Not quite true, since what is returned from the open function is the file descriptor. This is then passed into the read function. However if (as others have pointed out) this is not being set up correctly then the read will fail because it is trying to read from an invalid file descriptor.
I suggest that you change the code of the open as suggested and you should then have a valid fd and will then be able to read the file.
Breaking the if statement into two lines, or enclosing the file handle assignment within quotes in one line ends up achieving the same end. The problem with the original if clause was not a gcc bug as i first thought, but it's just how most C compilers evaluate any expression: from right to left.
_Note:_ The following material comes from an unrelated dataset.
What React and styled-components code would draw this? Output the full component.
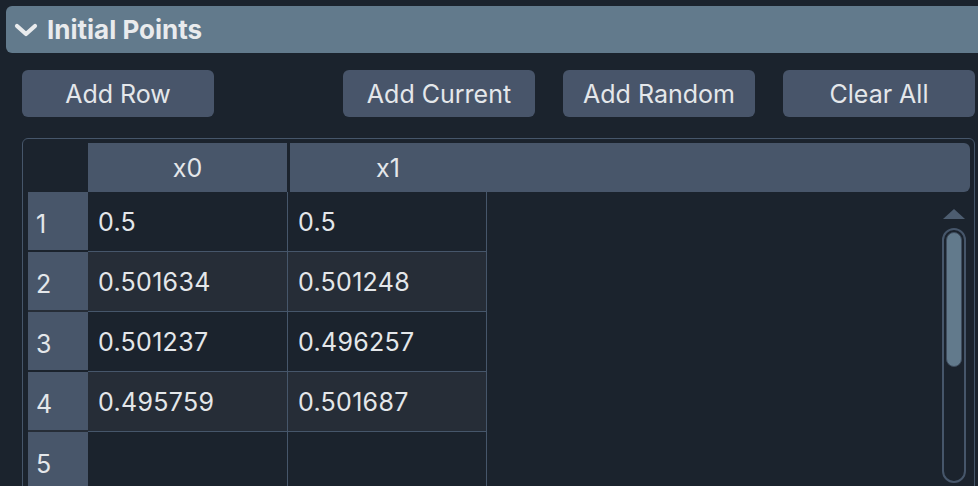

So the right-most part of the original if clause
Code:
open(path4,O_RDONLY))==-1
evaluates to false or zero, since any valid file handle returned by open() will be a positive integer. The result of this evaluation, which is zero, is then assigned to the variable 'out' in the left part. You don't want the file handle to be zero; that's the file handle for stdin (the keyboard)!
Enclosing the left-hand part in parenthesis forces that part to be evaluated first, which assigns a valid file handle to 'out'.
what i was thinking but lack of a stream anywhere confused me. I see now there using the open command rather then the fopen command.
open is a low level c command for file manipulation it returns a file descriptor. as far as me im not famillar with using it really i always use fopen command cause its eazier to work with.
what i was thinking but lack of a stream anywhere confused me. I see now there using the open command rather then the fopen command.
open is a low level c command for file manipulation it returns a file descriptor. as far as me im not famillar with using it really i always use fopen command cause its eazier to work with.
fopen is std I/O routine which internally makes use of open system call when std I/O buffers get filled.
Rather a write system call associated with open call flushes the buffer each time a write is made.
Hence for frequent writes with less no of characters - fopen and fwrite would suit to.
For less no of writes and bulk characters open and write would fit in.
But still usage depends upon the write frequency, application criticality, integrity needed.